● TASK TO COMPLETE:
Print only the lines from the top of the data through the line with "import clsx from 'clsx'", both included, skipping every picture.

● RAW DATA:
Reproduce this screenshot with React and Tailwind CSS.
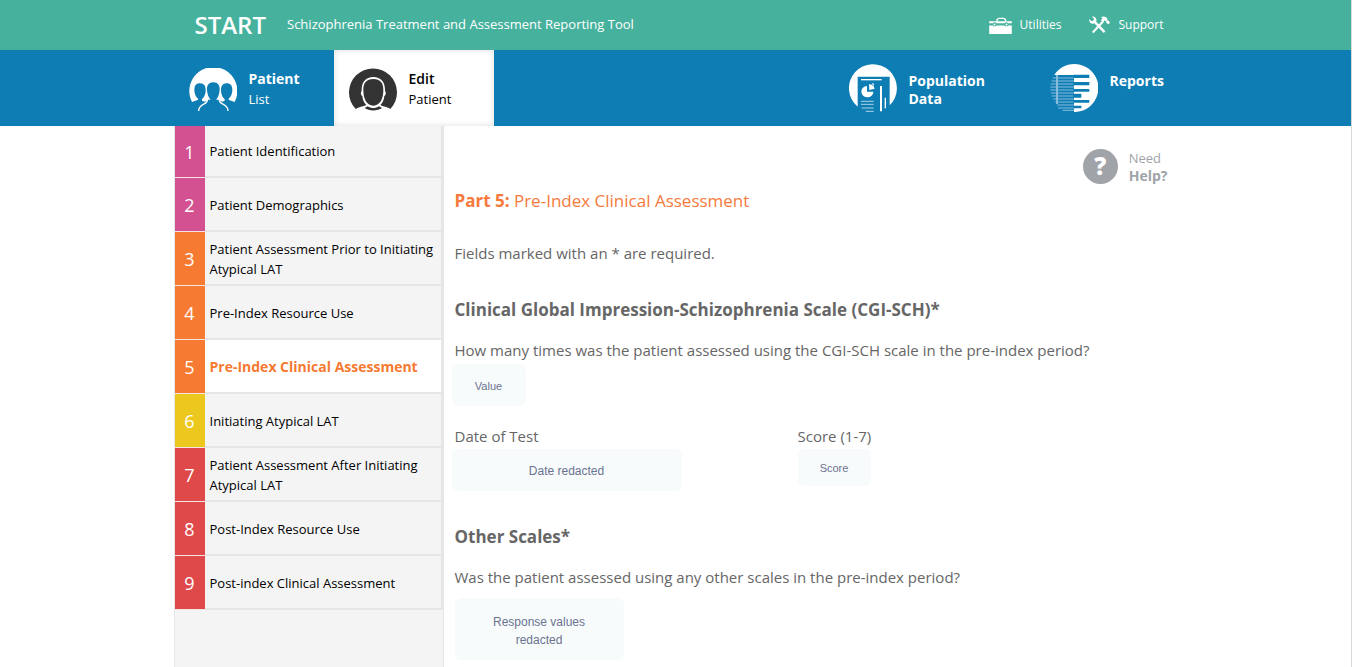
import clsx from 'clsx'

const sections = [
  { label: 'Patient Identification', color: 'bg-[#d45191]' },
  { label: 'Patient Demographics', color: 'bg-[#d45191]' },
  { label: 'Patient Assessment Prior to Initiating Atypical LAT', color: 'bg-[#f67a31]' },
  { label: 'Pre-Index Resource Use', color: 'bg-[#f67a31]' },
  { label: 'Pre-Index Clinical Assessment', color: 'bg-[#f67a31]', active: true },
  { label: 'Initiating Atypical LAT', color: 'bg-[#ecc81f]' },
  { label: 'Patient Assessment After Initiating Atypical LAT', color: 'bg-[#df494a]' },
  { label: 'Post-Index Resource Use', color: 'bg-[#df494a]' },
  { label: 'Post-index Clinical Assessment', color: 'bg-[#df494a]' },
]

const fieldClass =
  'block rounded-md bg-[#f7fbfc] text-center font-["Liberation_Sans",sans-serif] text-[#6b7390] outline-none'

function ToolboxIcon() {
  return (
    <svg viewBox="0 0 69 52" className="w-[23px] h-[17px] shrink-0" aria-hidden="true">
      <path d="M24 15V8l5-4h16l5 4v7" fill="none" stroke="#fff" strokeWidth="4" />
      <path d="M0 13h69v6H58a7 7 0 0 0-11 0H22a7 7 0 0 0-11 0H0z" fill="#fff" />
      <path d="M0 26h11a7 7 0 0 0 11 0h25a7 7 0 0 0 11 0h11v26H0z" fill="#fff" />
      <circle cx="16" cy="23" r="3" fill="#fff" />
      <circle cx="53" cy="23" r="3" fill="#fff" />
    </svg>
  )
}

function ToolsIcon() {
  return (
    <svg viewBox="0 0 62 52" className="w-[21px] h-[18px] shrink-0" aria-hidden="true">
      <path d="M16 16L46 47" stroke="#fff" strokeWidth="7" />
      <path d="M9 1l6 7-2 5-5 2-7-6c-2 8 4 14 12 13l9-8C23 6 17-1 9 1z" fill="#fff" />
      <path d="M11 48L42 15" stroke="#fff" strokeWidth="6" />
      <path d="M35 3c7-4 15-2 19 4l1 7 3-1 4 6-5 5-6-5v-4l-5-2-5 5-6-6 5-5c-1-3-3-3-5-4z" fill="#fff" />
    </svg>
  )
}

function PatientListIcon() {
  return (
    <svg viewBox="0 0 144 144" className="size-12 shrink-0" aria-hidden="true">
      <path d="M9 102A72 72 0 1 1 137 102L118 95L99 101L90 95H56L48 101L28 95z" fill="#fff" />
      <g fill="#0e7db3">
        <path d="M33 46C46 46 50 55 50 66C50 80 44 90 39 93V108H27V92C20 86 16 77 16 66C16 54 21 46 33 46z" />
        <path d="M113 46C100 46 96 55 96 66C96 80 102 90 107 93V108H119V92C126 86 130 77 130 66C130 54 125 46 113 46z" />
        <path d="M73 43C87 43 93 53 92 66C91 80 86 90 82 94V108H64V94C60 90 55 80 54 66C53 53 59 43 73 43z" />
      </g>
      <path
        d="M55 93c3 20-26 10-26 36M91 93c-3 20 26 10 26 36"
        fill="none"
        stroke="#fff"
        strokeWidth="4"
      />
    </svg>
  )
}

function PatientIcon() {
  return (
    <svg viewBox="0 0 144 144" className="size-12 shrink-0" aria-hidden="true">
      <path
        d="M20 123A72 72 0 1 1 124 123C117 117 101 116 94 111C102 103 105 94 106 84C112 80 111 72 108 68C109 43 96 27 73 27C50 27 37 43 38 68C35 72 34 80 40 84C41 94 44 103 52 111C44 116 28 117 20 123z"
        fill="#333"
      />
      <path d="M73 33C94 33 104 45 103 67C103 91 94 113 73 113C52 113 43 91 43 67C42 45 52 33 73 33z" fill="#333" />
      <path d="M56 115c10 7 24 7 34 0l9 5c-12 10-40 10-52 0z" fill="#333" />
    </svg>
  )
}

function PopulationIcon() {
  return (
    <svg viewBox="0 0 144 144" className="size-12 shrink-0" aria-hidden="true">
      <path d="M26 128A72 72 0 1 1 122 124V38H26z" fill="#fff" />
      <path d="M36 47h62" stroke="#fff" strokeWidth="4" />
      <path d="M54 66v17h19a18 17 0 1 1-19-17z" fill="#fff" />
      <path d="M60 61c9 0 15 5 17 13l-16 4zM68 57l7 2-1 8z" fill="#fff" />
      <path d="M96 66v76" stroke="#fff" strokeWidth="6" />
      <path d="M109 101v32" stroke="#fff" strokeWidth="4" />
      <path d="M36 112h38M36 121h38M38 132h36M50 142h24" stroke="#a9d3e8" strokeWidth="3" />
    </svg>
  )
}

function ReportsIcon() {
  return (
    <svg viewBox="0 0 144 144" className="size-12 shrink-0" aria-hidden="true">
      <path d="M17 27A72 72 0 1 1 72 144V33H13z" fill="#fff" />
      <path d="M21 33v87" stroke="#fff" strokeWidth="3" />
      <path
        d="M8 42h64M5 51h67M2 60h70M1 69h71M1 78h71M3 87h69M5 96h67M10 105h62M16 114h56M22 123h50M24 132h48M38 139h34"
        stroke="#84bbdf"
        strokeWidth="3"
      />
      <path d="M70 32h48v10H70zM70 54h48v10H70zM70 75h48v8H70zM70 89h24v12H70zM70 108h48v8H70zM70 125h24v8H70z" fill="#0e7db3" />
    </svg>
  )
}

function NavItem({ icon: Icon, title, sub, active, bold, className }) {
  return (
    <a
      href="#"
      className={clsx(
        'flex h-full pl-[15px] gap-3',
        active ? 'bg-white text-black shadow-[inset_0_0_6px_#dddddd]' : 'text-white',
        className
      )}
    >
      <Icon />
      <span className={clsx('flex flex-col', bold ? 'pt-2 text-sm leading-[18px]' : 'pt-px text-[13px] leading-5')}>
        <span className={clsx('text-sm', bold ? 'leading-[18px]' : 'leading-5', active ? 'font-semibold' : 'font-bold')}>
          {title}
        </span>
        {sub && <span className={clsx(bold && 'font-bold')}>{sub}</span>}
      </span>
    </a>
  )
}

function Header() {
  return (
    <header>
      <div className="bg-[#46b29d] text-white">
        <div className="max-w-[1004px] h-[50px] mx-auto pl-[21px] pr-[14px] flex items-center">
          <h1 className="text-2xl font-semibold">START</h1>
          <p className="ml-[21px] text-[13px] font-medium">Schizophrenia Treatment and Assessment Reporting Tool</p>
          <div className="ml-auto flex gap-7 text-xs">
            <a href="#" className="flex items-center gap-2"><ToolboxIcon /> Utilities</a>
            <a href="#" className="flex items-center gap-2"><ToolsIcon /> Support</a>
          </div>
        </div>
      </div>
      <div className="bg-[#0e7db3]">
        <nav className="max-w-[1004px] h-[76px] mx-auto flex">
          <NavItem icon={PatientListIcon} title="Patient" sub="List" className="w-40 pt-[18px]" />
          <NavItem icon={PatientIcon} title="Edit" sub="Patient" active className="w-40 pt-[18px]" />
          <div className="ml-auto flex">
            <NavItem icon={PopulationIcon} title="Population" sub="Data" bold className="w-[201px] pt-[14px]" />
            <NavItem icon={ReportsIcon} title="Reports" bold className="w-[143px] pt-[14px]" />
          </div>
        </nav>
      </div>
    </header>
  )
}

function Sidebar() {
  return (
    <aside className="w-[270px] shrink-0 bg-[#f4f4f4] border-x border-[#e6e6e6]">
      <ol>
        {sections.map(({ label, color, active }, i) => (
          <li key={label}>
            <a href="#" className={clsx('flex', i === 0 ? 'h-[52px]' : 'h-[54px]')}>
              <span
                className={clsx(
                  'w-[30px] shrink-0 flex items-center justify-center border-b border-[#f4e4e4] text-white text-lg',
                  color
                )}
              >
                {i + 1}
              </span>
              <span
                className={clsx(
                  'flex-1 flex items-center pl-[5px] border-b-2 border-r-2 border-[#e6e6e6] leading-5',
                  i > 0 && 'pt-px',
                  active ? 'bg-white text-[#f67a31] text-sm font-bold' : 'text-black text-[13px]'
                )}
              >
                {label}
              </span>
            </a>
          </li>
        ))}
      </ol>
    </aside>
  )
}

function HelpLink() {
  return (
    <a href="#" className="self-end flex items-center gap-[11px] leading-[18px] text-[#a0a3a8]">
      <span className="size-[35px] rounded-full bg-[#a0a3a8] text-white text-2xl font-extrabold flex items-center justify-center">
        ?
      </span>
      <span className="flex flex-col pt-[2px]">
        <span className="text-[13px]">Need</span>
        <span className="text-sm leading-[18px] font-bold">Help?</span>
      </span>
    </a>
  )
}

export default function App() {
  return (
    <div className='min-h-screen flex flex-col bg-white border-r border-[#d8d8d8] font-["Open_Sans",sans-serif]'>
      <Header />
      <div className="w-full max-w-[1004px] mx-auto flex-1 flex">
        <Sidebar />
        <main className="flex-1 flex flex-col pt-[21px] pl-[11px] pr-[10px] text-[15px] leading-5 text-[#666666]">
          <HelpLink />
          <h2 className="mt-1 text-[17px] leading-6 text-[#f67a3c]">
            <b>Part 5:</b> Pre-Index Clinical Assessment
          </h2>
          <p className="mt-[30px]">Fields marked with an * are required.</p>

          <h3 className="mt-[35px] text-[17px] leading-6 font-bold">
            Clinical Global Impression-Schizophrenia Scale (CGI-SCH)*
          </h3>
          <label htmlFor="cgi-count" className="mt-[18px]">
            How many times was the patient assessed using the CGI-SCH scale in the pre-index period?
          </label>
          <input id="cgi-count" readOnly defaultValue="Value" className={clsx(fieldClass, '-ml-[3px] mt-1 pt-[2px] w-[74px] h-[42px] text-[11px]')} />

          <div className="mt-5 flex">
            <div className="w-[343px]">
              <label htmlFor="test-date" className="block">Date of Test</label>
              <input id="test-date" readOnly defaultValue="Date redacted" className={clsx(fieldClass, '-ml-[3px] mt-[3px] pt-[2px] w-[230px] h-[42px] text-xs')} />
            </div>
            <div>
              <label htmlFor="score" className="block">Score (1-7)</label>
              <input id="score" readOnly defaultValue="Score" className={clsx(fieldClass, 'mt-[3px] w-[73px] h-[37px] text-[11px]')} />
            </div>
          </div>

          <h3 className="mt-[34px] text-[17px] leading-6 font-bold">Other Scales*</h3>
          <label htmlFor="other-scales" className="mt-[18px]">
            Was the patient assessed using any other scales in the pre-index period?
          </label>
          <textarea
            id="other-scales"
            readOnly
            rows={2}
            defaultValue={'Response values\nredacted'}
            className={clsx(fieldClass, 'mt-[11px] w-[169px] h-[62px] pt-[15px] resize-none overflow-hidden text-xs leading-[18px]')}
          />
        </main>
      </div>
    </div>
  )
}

● THE COMPLETED TASK:
Reproduce this screenshot with React and Tailwind CSS.
import clsx from 'clsx'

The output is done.